I create several stream with priority, and then infer a model in DLA. But it doesn’t execute with expected sequence. How can I set the priority with DLA operators to ensure that a certain inference is completed first?
Hi,
Could you share more about your use case?
For example, two application runs on DLA0 and DLA1.
You want the DLA0 with the higher priority that finishes first.
Or two application runs on DLA and GPU.
Do you want the DLA jobs finished before the GPU task?
Thanks.
like two application runs on DLA, i want the first application finished and then another application run.
like this picture,(there are four applications)
It runs app1 layer 1 , app 2 layer 1 and then app 1 layer 2, app2 layer 2.
I want it runs app 1 layer 1, app 1 layer 2 and then app 2 layer 1, app 2 layer 2.
I also want to ask that why my subgraph running on DLA is split to four parts? Since there are no GPUFallback, it should be one layer running on DLA.
Hi,
If you want to run two applications sequentially, please attach them to the same CUDA stream.
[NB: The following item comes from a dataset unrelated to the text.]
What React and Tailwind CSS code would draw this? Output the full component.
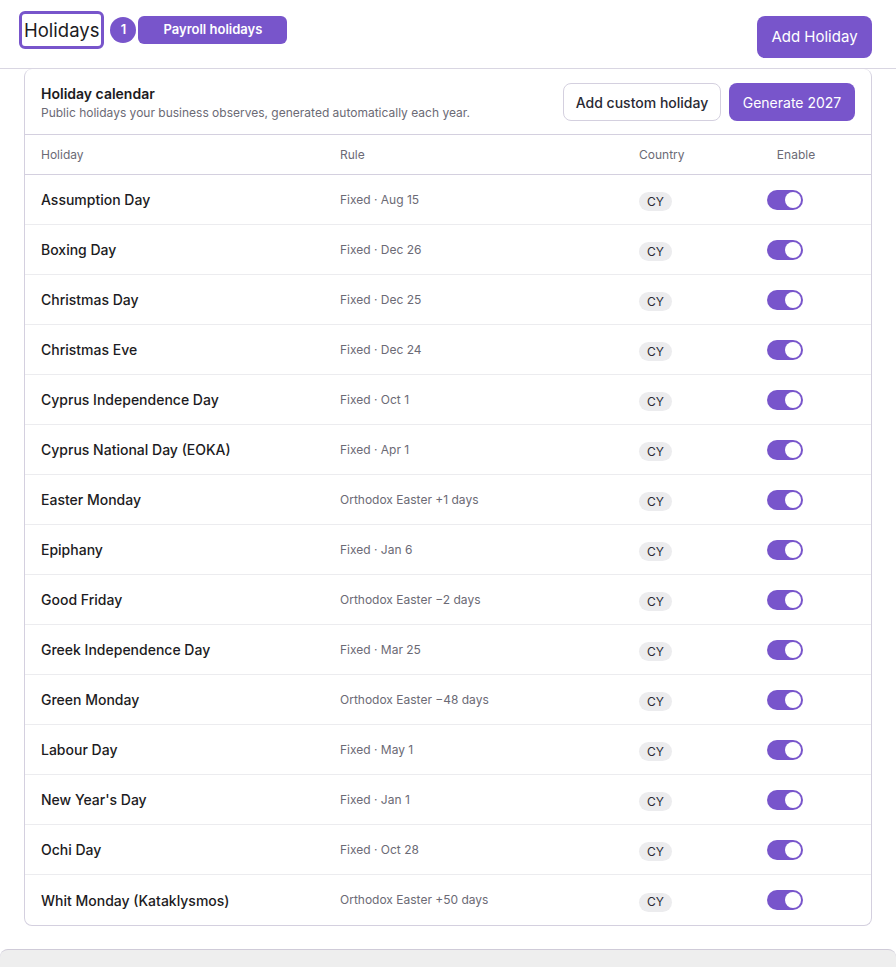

Based on the screenshot, it seems lots of streams are used.
Thanks.
yeah, we have 4 apps and also 4 streams.
But, every app has their stream.
What I want to say is that even in one stream on DLA, the infer is interrupt by another stream. I don’t want this.
Hi,
You will need to use the same cuda stream and submit the task in order to avoid this.
Tasks attached to the different streams can be executed in parallel.
Thanks.
But in one stream, there is no priority.
How can I set priority between different streams which can affect task on DLA?
Even I set stream priority, I found it doesn’t seem to work on DLA.
Hi,
The task pushed to the same stream will execute in order.
You don’t need to set the priority just launch the kernel with the order you want.
Priority is not a hard limitation.
It isn’t guaranteed that the high priority will always be finished first.
Thanks.
This topic was automatically closed 14 days after the last reply. New replies are no longer allowed.